The Associated Press
Saturday September 30, 2000

SACRAMENTO – Gov. Gray Davis has vetoed increases for injured and unemployed workers despite complaints that California’s benefits are among the nation’s lowest. 

Davis said Friday that a bill that would have boosted benefits for workers injured on the job would have been too costly for employers.

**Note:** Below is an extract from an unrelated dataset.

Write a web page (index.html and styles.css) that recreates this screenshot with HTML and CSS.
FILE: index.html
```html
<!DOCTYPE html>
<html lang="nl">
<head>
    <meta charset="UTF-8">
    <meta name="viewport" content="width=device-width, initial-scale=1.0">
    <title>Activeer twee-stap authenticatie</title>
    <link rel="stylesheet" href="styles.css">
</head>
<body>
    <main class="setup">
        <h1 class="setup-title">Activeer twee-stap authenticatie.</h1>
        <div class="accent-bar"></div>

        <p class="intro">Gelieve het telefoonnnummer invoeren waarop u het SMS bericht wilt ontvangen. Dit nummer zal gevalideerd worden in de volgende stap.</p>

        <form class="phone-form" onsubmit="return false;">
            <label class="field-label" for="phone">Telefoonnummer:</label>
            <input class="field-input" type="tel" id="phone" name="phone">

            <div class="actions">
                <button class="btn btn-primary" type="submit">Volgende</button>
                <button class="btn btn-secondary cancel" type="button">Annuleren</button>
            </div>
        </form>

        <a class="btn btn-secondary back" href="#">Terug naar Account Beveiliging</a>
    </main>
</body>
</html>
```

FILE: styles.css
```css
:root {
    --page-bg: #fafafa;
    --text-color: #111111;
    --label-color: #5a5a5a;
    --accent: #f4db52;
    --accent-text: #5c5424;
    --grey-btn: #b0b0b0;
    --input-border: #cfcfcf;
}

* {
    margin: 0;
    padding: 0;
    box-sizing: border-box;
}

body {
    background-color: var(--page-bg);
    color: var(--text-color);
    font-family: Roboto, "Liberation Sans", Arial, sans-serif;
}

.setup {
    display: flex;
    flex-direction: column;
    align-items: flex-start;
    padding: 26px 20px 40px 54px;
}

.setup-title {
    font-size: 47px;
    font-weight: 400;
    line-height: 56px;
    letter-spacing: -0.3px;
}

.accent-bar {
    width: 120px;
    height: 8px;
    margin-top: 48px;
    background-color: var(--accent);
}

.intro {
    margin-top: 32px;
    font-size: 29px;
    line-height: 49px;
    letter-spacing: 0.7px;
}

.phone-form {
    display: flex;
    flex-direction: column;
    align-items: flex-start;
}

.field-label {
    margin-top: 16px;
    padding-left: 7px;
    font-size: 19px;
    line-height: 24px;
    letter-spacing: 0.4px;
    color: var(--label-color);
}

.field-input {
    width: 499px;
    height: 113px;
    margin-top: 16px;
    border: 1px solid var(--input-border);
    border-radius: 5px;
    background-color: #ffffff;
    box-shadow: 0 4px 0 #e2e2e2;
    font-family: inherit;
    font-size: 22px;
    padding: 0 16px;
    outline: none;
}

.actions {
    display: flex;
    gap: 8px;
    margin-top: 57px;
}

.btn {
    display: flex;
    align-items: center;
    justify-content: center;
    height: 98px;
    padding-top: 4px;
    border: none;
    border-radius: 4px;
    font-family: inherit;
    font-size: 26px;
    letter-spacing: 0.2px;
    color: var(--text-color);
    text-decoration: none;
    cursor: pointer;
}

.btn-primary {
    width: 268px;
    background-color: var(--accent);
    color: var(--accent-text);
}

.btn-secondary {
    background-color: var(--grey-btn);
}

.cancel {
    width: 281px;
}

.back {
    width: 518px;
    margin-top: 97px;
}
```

A measure raising unemployment benefits might bankrupt the state’s unemployment insurance fund, he contended. 

“Bills intended to assist workers — a goal I embrace — must not at the same time overburden businesses, which must succeed in order to provide jobs for those workers,” Davis said. 

Art Pulaski, executive secretary-treasurer of the California Labor Federation, said the unemployment fund “has plenty of surplus and could go two years” without an increase in the amounts employers pay into it. 

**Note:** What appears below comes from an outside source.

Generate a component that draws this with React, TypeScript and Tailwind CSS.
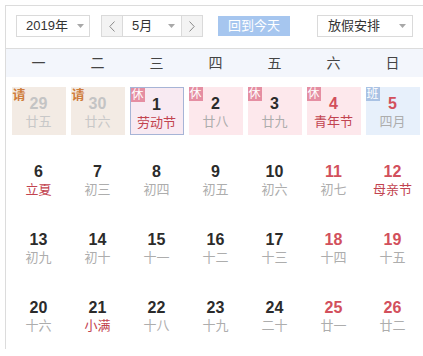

And Marc Marcus, president of the California Applicants’ Attorneys Association, said the veto of the injured worker bill showed the governor was “out of touch with the financial ruin workers and their families endure following a workplace injury.” 

California ranks 49th among states in its level of benefits for most injured workers; 41 states have higher unemployment benefits. 

One of the vetoed bills, by Sen. Patrick Johnston, D-Stockton, would have raised maximum benefits for workers temporarily off work due to job-related injury from $490 to $651 a week in three annual steps starting next January. 

Beginning Jan. 1, 2003, the maximum weekly benefit would have been $651 or one and a half times California’s average weekly wage, whichever was greater. 

The bill also would have boosted benefits for permanent disabilities and for the survivors of workers killed on the job. 

Davis, who vetoed a similar measure last year, said benefits need to be increased, but he contended Johnston’s bill, when fully implemented, would have have boosted employer costs $2.6 billion a year without making enough cost-saving changes in the system. 

“I intend to sign a bill that incorporates reasonable benefit increases and additional system reforms to ensure that California’s system of workers’ compensation operates in a fair and cost-efficient manner,” he said in his veto message. 

But Marcus’ organization, which is made up of attorneys who represent injured workers, said the bill would have boosted employer costs only $1.5 billion a year when fully implemented. 

Marcus said if Davis is waiting for a compromise between groups representing workers and employers before signing a benefit increase “it’s never going to happen.” 

He said his group is considering trying to put a measure on the ballot raising benefits. 

The other bill, by Sen. Hilda Solis, D-El Monte, would have raised maximum weekly unemployment benefits to $300 or half the previous year’s average weekly wage, whichever was greater, starting next January. Currently the maximum payment is $230 a week. 

Davis said the increases would cost the unemployment fund $1.7 billion over the next three fiscal years and put the fund’s solvency at risk unless there was an increase in employer assessments. 

He also suggested that the fact that “California is experiencing the lowest unemployment rate in decades” was another reason for vetoing the bill. 

Pulaski said actual jobless figure may be greater than the 5 percent cited by state officials. 

“According to the state Employment Development Department, there are some 830,000 people who are unemployed,” he said. “The University of California says it could be up to 3 million based on the uncounted. Many of those people, if not most of those people are looking for work.”